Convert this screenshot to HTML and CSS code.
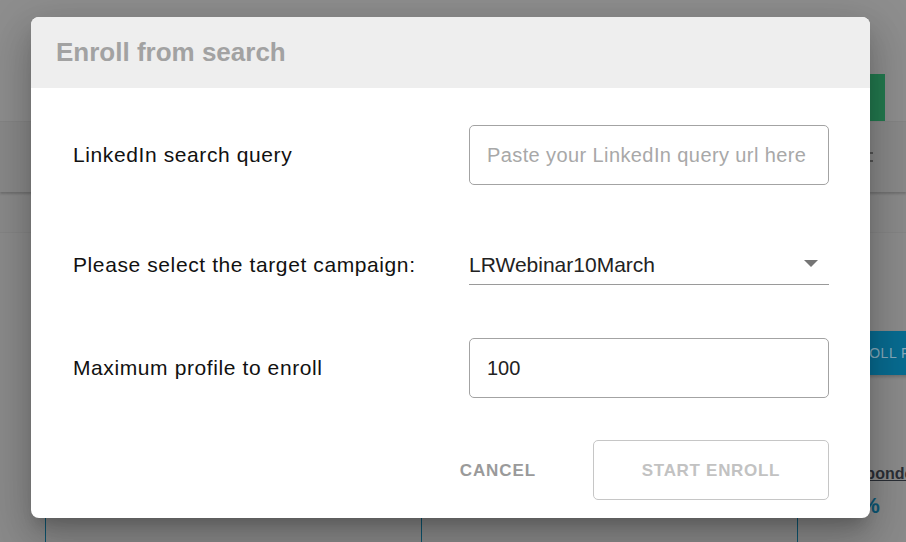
FILE: index.html
```html
<!DOCTYPE html>
<html lang="en">
<head>
<meta charset="utf-8">
<title>Enroll from search</title>
<link rel="stylesheet" href="styles.css">
</head>
<body>
<div class="page">
  <header class="topbar">
    <button class="green-btn"></button>
  </header>
  <div class="toolbar">
    <span class="kebab"><i></i><i></i></span>
  </div>
  <nav class="tabs"></nav>
  <main class="content">
    <div class="actions">
      <button class="blue-btn">ENROLL FROM SEARCH</button>
    </div>
    <div class="stats">
      <div class="stat"></div>
      <div class="stat"></div>
      <div class="stat"><a class="stat-label">Responded</a><div class="stat-value">0%</div></div>
    </div>
  </main>
</div>

<div class="dialog" role="dialog">
  <div class="dialog-header">
    <h2 class="dialog-title">Enroll from search</h2>
  </div>
  <div class="dialog-body">
    <div class="row row-first">
      <label class="label">LinkedIn search query</label>
      <div class="field-box"><span class="placeholder">Paste your LinkedIn query url here</span></div>
    </div>
    <div class="row row-select">
      <label class="label">Please select the target campaign:</label>
      <div class="select">
        <span class="select-value">LRWebinar10March</span>
        <svg class="select-arrow" width="14" height="7" viewBox="0 0 14 7"><path d="M0 0h14L7 7z" fill="#757575"/></svg>
      </div>
    </div>
    <div class="row row-max">
      <label class="label">Maximum profile to enroll</label>
      <div class="field-box"><span class="value">100</span></div>
    </div>
    <div class="dialog-actions">
      <button class="btn-cancel">CANCEL</button>
      <button class="btn-start">START ENROLL</button>
    </div>
  </div>
</div>
</body>
</html>
```
FILE: styles.css
```css
* { box-sizing: border-box; }
html, body {
  margin: 0;
  width: 906px;
  height: 542px;
  overflow: hidden;
}
body {
  position: relative;
  background: #8b8b8b;
  font-family: "Liberation Sans", Arial, sans-serif;
}
button { font-family: inherit; }

/* ---------- background page (dimmed) ---------- */
.page { width: 906px; height: 542px; overflow: hidden; }
.topbar {
  height: 122px;
  background: #8e8e8e;
  border-bottom: 1px solid #858585;
  display: flex;
  justify-content: flex-end;
  align-items: flex-start;
}
.green-btn {
  margin: 74px 21px 0 0;
  width: 150px;
  height: 47px;
  border: 0;
  background: #237a4f;
}
.toolbar {
  height: 70px;
  background: #898989;
  box-shadow: 0 2px 2px rgba(0,0,0,0.18);
  position: relative;
  display: flex;
  justify-content: flex-end;
  align-items: center;
  padding-right: 33px;
}
.kebab { display: flex; flex-direction: column; gap: 6px; }
.kebab i { display: block; width: 3px; height: 2px; background: #555; }
.tabs {
  height: 41px;
  background: #8a8a8a;
  border-bottom: 1px solid #858585;
}
.content { background: #8b8b8b; height: 320px; }
.actions {
  display: flex;
  justify-content: flex-end;
  padding-top: 98px;
  margin-right: -120px;
}
.blue-btn {
  height: 44px;
  padding: 0 16px;
  border: 0;
  background: #086c91;
  color: #86abbd;
  font-size: 14px;
  font-weight: 500;
  letter-spacing: 0.5px;
  box-shadow: 0 2px 3px rgba(0,0,0,0.2);
}
.stats {
  display: grid;
  grid-template-columns: repeat(3, 376px);
  padding-left: 45px;
  margin-top: 54px;
}
.stat {
  border-left: 1px solid #0d5570;
  height: 200px;
  padding: 36px 0 0 38px;
}
.stat-label {
  font-size: 16px;
  font-weight: 700;
  color: #2b2f36;
  text-decoration: underline;
}
.stat-value {
  margin-top: 10px;
  padding-left: 12px;
  font-size: 22px;
  font-weight: 700;
  color: #0d5876;
}

/* ---------- dialog ---------- */
.dialog {
  position: absolute;
  left: 31px;
  top: 17px;
  width: 839px;
  height: 501px;
  background: #fff;
  border-radius: 8px;
  overflow: hidden;
  box-shadow: 0 11px 15px -7px rgba(0,0,0,0.2), 0 24px 38px 3px rgba(0,0,0,0.14), 0 9px 46px 8px rgba(0,0,0,0.12);
}
.dialog-header {
  height: 71px;
  background: #eeeeee;
  display: flex;
  align-items: center;
  padding-left: 25px;
}
.dialog-title {
  margin: 0;
  font-size: 26px;
  font-weight: 700;
  color: #a2a2a2;
}
.dialog-body { padding: 37px 41px 0 42px; }
.row {
  display: grid;
  grid-template-columns: 396px 360px;
  align-items: center;
}
.row-select { margin-top: 60px; }
.row-max { margin-top: 53px; }
.label {
  font-size: 21px;
  letter-spacing: 0.6px;
  color: #111;
}
.field-box {
  height: 60px;
  border: 1px solid #a3a3a3;
  border-radius: 5px;
  display: flex;
  align-items: center;
  padding-left: 17px;
}
.placeholder {
  font-size: 20px;
  letter-spacing: 0.4px;
  color: #a8a8a8;
}
.value { font-size: 20px; color: #222; }
.select {
  height: 40px;
  border-bottom: 1px solid #9a9a9a;
  display: flex;
  align-items: center;
  justify-content: space-between;
  padding: 0 11px 0 0;
}
.select-value { font-size: 21px; color: #222; }
.select-arrow { display: block; margin-top: -2px; }
.dialog-actions {
  display: flex;
  justify-content: flex-end;
  align-items: center;
  gap: 39px;
  margin-top: 42px;
}
.btn-cancel {
  height: 60px;
  padding: 0 18px;
  border: 0;
  background: transparent;
  font-size: 17px;
  font-weight: 700;
  letter-spacing: 0.9px;
  color: #9a9a9a;
  padding-top: 2px;
}
.btn-start {
  width: 236px;
  height: 60px;
  border: 1px solid #c6c6c6;
  border-radius: 5px;
  background: #fff;
  font-size: 17px;
  font-weight: 700;
  letter-spacing: 0.7px;
  color: #c2c2c2;
  padding-top: 2px;
}
```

DIRECTION — Reproduce the material above verbatim; omit every picture.

RESPONSE TO THIS TASK —
Convert this screenshot to HTML and CSS code.
FILE: index.html
```html
<!DOCTYPE html>
<html lang="en">
<head>
<meta charset="utf-8">
<title>Enroll from search</title>
<link rel="stylesheet" href="styles.css">
</head>
<body>
<div class="page">
  <header class="topbar">
    <button class="green-btn"></button>
  </header>
  <div class="toolbar">
    <span class="kebab"><i></i><i></i></span>
  </div>
  <nav class="tabs"></nav>
  <main class="content">
    <div class="actions">
      <button class="blue-btn">ENROLL FROM SEARCH</button>
    </div>
    <div class="stats">
      <div class="stat"></div>
      <div class="stat"></div>
      <div class="stat"><a class="stat-label">Responded</a><div class="stat-value">0%</div></div>
    </div>
  </main>
</div>

<div class="dialog" role="dialog">
  <div class="dialog-header">
    <h2 class="dialog-title">Enroll from search</h2>
  </div>
  <div class="dialog-body">
    <div class="row row-first">
      <label class="label">LinkedIn search query</label>
      <div class="field-box"><span class="placeholder">Paste your LinkedIn query url here</span></div>
    </div>
    <div class="row row-select">
      <label class="label">Please select the target campaign:</label>
      <div class="select">
        <span class="select-value">LRWebinar10March</span>
        <svg class="select-arrow" width="14" height="7" viewBox="0 0 14 7"><path d="M0 0h14L7 7z" fill="#757575"/></svg>
      </div>
    </div>
    <div class="row row-max">
      <label class="label">Maximum profile to enroll</label>
      <div class="field-box"><span class="value">100</span></div>
    </div>
    <div class="dialog-actions">
      <button class="btn-cancel">CANCEL</button>
      <button class="btn-start">START ENROLL</button>
    </div>
  </div>
</div>
</body>
</html>
```
FILE: styles.css
```css
* { box-sizing: border-box; }
html, body {
  margin: 0;
  width: 906px;
  height: 542px;
  overflow: hidden;
}
body {
  position: relative;
  background: #8b8b8b;
  font-family: "Liberation Sans", Arial, sans-serif;
}
button { font-family: inherit; }

/* ---------- background page (dimmed) ---------- */
.page { width: 906px; height: 542px; overflow: hidden; }
.topbar {
  height: 122px;
  background: #8e8e8e;
  border-bottom: 1px solid #858585;
  display: flex;
  justify-content: flex-end;
  align-items: flex-start;
}
.green-btn {
  margin: 74px 21px 0 0;
  width: 150px;
  height: 47px;
  border: 0;
  background: #237a4f;
}
.toolbar {
  height: 70px;
  background: #898989;
  box-shadow: 0 2px 2px rgba(0,0,0,0.18);
  position: relative;
  display: flex;
  justify-content: flex-end;
  align-items: center;
  padding-right: 33px;
}
.kebab { display: flex; flex-direction: column; gap: 6px; }
.kebab i { display: block; width: 3px; height: 2px; background: #555; }
.tabs {
  height: 41px;
  background: #8a8a8a;
  border-bottom: 1px solid #858585;
}
.content { background: #8b8b8b; height: 320px; }
.actions {
  display: flex;
  justify-content: flex-end;
  padding-top: 98px;
  margin-right: -120px;
}
.blue-btn {
  height: 44px;
  padding: 0 16px;
  border: 0;
  background: #086c91;
  color: #86abbd;
  font-size: 14px;
  font-weight: 500;
  letter-spacing: 0.5px;
  box-shadow: 0 2px 3px rgba(0,0,0,0.2);
}
.stats {
  display: grid;
  grid-template-columns: repeat(3, 376px);
  padding-left: 45px;
  margin-top: 54px;
}
.stat {
  border-left: 1px solid #0d5570;
  height: 200px;
  padding: 36px 0 0 38px;
}
.stat-label {
  font-size: 16px;
  font-weight: 700;
  color: #2b2f36;
  text-decoration: underline;
}
.stat-value {
  margin-top: 10px;
  padding-left: 12px;
  font-size: 22px;
  font-weight: 700;
  color: #0d5876;
}

/* ---------- dialog ---------- */
.dialog {
  position: absolute;
  left: 31px;
  top: 17px;
  width: 839px;
  height: 501px;
  background: #fff;
  border-radius: 8px;
  overflow: hidden;
  box-shadow: 0 11px 15px -7px rgba(0,0,0,0.2), 0 24px 38px 3px rgba(0,0,0,0.14), 0 9px 46px 8px rgba(0,0,0,0.12);
}
.dialog-header {
  height: 71px;
  background: #eeeeee;
  display: flex;
  align-items: center;
  padding-left: 25px;
}
.dialog-title {
  margin: 0;
  font-size: 26px;
  font-weight: 700;
  color: #a2a2a2;
}
.dialog-body { padding: 37px 41px 0 42px; }
.row {
  display: grid;
  grid-template-columns: 396px 360px;
  align-items: center;
}
.row-select { margin-top: 60px; }
.row-max { margin-top: 53px; }
.label {
  font-size: 21px;
  letter-spacing: 0.6px;
  color: #111;
}
.field-box {
  height: 60px;
  border: 1px solid #a3a3a3;
  border-radius: 5px;
  display: flex;
  align-items: center;
  padding-left: 17px;
}
.placeholder {
  font-size: 20px;
  letter-spacing: 0.4px;
  color: #a8a8a8;
}
.value { font-size: 20px; color: #222; }
.select {
  height: 40px;
  border-bottom: 1px solid #9a9a9a;
  display: flex;
  align-items: center;
  justify-content: space-between;
  padding: 0 11px 0 0;
}
.select-value { font-size: 21px; color: #222; }
.select-arrow { display: block; margin-top: -2px; }
.dialog-actions {
  display: flex;
  justify-content: flex-end;
  align-items: center;
  gap: 39px;
  margin-top: 42px;
}
.btn-cancel {
  height: 60px;
  padding: 0 18px;
  border: 0;
  background: transparent;
  font-size: 17px;
  font-weight: 700;
  letter-spacing: 0.9px;
  color: #9a9a9a;
  padding-top: 2px;
}
.btn-start {
  width: 236px;
  height: 60px;
  border: 1px solid #c6c6c6;
  border-radius: 5px;
  background: #fff;
  font-size: 17px;
  font-weight: 700;
  letter-spacing: 0.7px;
  color: #c2c2c2;
  padding-top: 2px;
}
```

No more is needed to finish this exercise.